Curtis Publishing Co. v. Butts, 388 U.S. 130, 169 (1967) (Warren, C.J., concurring), and Corabi v. Curtis Publishing Co., 441 Pa. 432, 466 n.20, 273 A.2d 899, 916 n. 20 (1971), relied upon by Lipscomb, described "programs" conducted by the publishers to arouse people. The Butts case contained evidence of "an editorial decision . . . to 'change the image' of the [magazine beginning with] an announcement that the magazine would embark upon a program of 'sophisticated muckraking,' designed to 'provoke people, make them mad.' " 388 U.S. at 169. The evidence in this case discloses no such program conducted by the defendants; it is essentially limited to a criticism of their handling of this particular article.
Lipscomb refers to three cases in support of her claim that Cox had "predetermined the facts" when he began writing the story and suppressed favorable evidence to achieve that end. A review of the facts in those cases illustrates the failure of Lipscomb's proof on this point.
This case was on appeal from the trial court to which it had been remanded by the earlier decision of Gertz v. Robert Welch. Inc., 418 U.S. 323 (1974).
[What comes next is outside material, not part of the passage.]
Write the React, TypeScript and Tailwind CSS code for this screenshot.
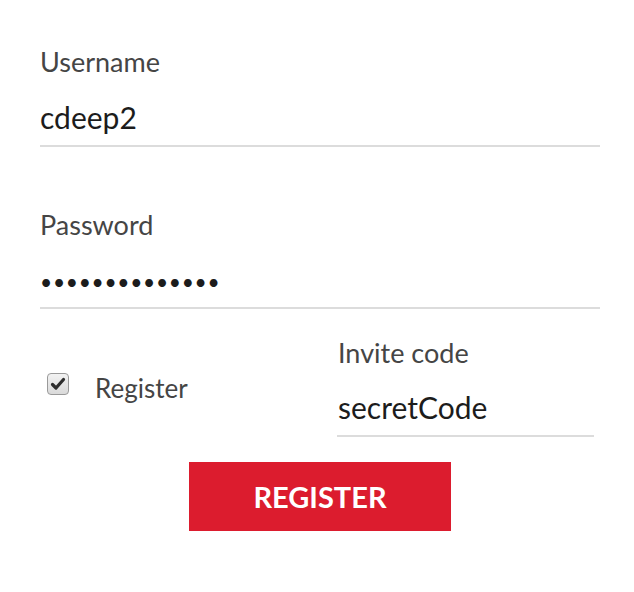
import React from "react";

export default function App() {
  return (
    <div className="w-[634px] h-[592px] bg-white" style={{ fontFamily: "Lato, 'Open Sans', sans-serif" }}>
      <div className="pl-[40px] pt-[46px] w-[600px]">
        {/* Username */}
        <div className="text-[27px] leading-[32px] text-[#454545]">Username</div>
        <div className="mt-[21px] text-[30px] leading-[36px] text-[#1c1c1c]">cdeep2</div>
        <div className="mt-[10px] h-[2px] bg-[#dcdcdc]" />

        {/* Password */}
        <div className="mt-[62px] text-[27px] leading-[32px] text-[#454545]">Password</div>
        <div className="mt-[23px] h-[36px] flex items-center text-[21px] leading-[36px] text-[#1c1c1c] tracking-[0.7px]">
          ••••••••••••••
        </div>
        <div className="mt-[7px] h-[2px] bg-[#dcdcdc]" />

        {/* Row */}
        <div className="flex mt-[28px]">
          <div className="w-[297px] flex items-start">
            <div className="ml-[7px] mt-[36px] w-[22px] h-[22px] rounded-[4px] border border-[#9a9a9a] bg-gradient-to-b from-[#f2f2f2] to-[#dadada] flex items-center justify-center">
              <svg width="16" height="16" viewBox="0 0 16 16">
                <path d="M2.5 8.5 L6 12 L13.5 3.5" fill="none" stroke="#2e2e2e" strokeWidth="3.2" strokeLinecap="round" strokeLinejoin="round" />
              </svg>
            </div>
            <div className="ml-[26px] mt-[35px] text-[26px] leading-[32px] text-[#454545]">Register</div>
          </div>
          <div className="w-[257px]">
            <div className="pl-[1px] text-[27px] leading-[32px] text-[#454545]">Invite code</div>
            <div className="pl-[1px] mt-[20px] text-[30px] leading-[36px] text-[#1c1c1c]">secretCode</div>
            <div className="mt-[10px] h-[2px] bg-[#dcdcdc]" />
          </div>
        </div>

        <div className="flex justify-center mt-[25px]">
          <button className="w-[262px] h-[69px] bg-[#dc1c2e] text-white text-[29px] font-bold leading-none">
            REGISTER
          </button>
        </div>
      </div>
    </div>
  );
}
In summary, [the editor] conceived of a story line; solicited . . . a writer with a known and unreasonable propensity to label persons or organizations as Communist, to write the article; and after the article was submitted, made virtually no effort to check the validity of statements that were defamatory per se of [the plaintiff], and in fact added further defamatory material based on [the writer's] 'facts.'
In Goldwater v. Ginzburg, 414 F.2d 324 (2d Cir.), cert. denied, 396 U.S. 1049 (1969), the reporter, before beginning any research, solicited comments from Walter Reuther about Senator Goldwater, who had recently won the Republican nomination for the presidency. The solicitation stated in part:
'I'm writing an article for [the magazine] about an old enemy of yours — Barry Goldwater. It's going to be a psychological profile, and will say, basically, that Goldwater is so belligerent, suspicious, hot-tempered, and rigid because he has deep-seated doubts about his masculinity.'
In Airlie Foundation, Inc. v. Evening Star Newspaper Co., 337 F. Supp. 421 (D.C. Cir. 1972), the reporter who wrote the defamatory story from a press release of defamatory information added his own defamatory information, also determined to be false. The evidence in this case falls far short of that necessary to establish the "predetermination of the facts" referred to in these cases.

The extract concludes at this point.